• Task brief
Reproduce exactly the lines below, from the first through the one containing "time, sent, delivered", and nothing more.

• Entries shown
|---|

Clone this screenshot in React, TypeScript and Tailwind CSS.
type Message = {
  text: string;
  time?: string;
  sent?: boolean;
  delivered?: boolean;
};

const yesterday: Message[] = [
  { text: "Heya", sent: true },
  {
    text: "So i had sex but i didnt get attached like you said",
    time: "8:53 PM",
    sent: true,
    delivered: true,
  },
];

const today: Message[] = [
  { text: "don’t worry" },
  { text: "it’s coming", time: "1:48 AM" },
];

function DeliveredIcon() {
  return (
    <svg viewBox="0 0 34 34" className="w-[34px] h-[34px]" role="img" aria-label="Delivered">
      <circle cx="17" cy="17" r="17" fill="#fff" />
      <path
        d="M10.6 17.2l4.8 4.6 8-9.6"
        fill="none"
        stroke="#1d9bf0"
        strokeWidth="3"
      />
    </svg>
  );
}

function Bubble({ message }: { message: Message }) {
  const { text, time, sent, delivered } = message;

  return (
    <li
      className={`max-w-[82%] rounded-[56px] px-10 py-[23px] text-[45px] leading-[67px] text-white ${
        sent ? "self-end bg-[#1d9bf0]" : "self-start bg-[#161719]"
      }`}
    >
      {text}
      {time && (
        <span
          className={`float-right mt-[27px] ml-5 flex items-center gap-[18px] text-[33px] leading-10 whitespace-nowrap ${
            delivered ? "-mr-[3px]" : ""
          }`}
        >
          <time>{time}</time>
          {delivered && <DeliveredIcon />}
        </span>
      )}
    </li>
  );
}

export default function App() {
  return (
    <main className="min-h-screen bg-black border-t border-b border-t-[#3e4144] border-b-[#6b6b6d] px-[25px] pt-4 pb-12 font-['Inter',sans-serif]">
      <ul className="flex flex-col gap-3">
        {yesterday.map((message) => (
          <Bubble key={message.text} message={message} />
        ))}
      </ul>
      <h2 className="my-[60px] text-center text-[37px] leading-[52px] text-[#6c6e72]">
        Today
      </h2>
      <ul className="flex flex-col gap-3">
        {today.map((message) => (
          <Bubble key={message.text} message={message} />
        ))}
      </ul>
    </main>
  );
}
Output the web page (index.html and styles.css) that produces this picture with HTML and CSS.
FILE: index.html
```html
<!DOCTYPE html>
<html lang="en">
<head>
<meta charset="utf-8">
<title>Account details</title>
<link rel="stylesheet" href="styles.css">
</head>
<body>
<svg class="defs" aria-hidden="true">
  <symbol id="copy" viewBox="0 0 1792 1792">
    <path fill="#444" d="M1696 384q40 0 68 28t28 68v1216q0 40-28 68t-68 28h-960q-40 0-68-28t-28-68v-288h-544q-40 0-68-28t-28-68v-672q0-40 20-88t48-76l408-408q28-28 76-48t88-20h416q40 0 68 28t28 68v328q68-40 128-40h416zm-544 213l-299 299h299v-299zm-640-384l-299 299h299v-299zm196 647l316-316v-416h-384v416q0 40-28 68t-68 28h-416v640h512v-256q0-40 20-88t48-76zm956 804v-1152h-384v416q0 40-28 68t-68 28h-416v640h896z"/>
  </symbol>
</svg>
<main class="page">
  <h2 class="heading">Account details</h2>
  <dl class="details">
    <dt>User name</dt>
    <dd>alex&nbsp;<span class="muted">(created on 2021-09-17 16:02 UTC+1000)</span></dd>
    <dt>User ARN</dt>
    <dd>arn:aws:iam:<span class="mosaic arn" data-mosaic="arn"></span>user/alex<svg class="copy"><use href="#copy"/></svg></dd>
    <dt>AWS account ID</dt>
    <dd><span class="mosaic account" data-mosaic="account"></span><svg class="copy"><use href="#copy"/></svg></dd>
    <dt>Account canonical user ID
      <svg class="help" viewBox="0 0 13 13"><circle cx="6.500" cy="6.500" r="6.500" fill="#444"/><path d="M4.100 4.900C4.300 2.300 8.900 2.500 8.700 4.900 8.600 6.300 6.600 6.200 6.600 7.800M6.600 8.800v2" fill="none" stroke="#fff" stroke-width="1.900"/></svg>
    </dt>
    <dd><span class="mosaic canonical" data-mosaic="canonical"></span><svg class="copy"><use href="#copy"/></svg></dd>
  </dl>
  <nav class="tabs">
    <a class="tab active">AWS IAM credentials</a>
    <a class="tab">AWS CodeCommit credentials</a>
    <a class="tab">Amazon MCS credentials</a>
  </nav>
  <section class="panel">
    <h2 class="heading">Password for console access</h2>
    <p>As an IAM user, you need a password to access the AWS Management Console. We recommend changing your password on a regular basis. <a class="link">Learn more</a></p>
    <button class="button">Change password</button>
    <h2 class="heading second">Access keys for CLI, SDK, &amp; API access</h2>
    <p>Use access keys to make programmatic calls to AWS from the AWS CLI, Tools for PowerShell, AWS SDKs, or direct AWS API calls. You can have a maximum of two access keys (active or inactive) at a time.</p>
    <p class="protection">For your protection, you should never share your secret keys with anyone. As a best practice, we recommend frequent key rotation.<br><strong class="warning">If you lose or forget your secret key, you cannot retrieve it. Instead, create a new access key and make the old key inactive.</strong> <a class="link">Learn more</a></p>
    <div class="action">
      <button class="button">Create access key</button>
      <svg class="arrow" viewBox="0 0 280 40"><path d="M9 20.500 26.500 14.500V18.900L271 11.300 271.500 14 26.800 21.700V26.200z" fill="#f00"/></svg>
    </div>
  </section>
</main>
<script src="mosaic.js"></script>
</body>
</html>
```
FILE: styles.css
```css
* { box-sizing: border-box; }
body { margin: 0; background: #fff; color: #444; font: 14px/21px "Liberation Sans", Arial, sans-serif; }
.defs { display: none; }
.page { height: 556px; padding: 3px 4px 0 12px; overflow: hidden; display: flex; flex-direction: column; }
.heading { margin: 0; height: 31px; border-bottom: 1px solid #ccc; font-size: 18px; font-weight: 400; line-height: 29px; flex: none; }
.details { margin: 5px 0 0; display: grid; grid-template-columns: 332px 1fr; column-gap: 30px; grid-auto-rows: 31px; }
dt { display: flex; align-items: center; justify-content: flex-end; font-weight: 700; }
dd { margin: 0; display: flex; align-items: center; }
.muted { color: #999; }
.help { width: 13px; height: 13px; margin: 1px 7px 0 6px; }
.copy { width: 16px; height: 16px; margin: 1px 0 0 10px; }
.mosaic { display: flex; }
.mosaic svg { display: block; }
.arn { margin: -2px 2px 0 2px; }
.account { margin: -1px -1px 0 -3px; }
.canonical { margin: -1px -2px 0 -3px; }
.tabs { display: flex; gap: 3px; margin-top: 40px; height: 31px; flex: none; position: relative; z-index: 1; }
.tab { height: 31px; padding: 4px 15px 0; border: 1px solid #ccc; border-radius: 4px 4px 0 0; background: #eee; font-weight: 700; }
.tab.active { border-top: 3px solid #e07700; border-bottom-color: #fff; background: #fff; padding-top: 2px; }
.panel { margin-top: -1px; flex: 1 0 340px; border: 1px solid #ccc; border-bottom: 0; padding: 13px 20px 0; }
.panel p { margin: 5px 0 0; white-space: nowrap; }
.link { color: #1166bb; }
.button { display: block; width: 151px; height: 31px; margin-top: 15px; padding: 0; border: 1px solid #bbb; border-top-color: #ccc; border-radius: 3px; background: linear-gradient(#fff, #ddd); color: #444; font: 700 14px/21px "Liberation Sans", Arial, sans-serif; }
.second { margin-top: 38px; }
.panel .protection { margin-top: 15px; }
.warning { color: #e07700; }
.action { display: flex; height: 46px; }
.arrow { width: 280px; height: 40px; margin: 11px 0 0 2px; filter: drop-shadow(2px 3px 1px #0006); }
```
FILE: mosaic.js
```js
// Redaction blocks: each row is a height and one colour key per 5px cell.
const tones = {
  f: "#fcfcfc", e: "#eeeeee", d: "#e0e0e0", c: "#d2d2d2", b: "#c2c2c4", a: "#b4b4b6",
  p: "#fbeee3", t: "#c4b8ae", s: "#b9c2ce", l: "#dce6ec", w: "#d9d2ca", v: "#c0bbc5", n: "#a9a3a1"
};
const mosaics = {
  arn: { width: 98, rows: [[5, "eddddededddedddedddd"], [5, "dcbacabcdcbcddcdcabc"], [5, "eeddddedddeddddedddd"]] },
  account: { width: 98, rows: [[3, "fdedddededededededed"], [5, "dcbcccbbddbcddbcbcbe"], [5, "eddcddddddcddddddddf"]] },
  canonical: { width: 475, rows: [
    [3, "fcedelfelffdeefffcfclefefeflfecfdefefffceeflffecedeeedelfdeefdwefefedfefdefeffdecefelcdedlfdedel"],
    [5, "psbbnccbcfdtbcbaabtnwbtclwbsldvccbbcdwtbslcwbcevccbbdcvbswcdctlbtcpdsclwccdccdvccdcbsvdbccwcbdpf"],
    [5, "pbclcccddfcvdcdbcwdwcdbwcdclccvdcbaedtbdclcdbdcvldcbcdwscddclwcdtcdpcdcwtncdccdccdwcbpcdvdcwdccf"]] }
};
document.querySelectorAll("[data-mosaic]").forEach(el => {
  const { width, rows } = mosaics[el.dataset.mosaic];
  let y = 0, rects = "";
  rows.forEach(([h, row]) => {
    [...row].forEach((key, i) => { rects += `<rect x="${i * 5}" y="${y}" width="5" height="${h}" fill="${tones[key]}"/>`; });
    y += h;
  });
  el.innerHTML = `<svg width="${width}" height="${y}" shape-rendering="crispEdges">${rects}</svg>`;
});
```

|---|

• Result of the task
Clone this screenshot in React, TypeScript and Tailwind CSS.
type Message = {
  text: string;
  time?: string;
  sent?: boolean;
  delivered?: boolean;
};

const yesterday: Message[] = [
  { text: "Heya", sent: true },
  {
    text: "So i had sex but i didnt get attached like you said",
    time: "8:53 PM",
    sent: true,
    delivered: true,
  },
];

const today: Message[] = [
  { text: "don’t worry" },
  { text: "it’s coming", time: "1:48 AM" },
];

function DeliveredIcon() {
  return (
    <svg viewBox="0 0 34 34" className="w-[34px] h-[34px]" role="img" aria-label="Delivered">
      <circle cx="17" cy="17" r="17" fill="#fff" />
      <path
        d="M10.6 17.2l4.8 4.6 8-9.6"
        fill="none"
        stroke="#1d9bf0"
        strokeWidth="3"
      />
    </svg>
  );
}

function Bubble({ message }: { message: Message }) {
  const { text, time, sent, delivered } = message;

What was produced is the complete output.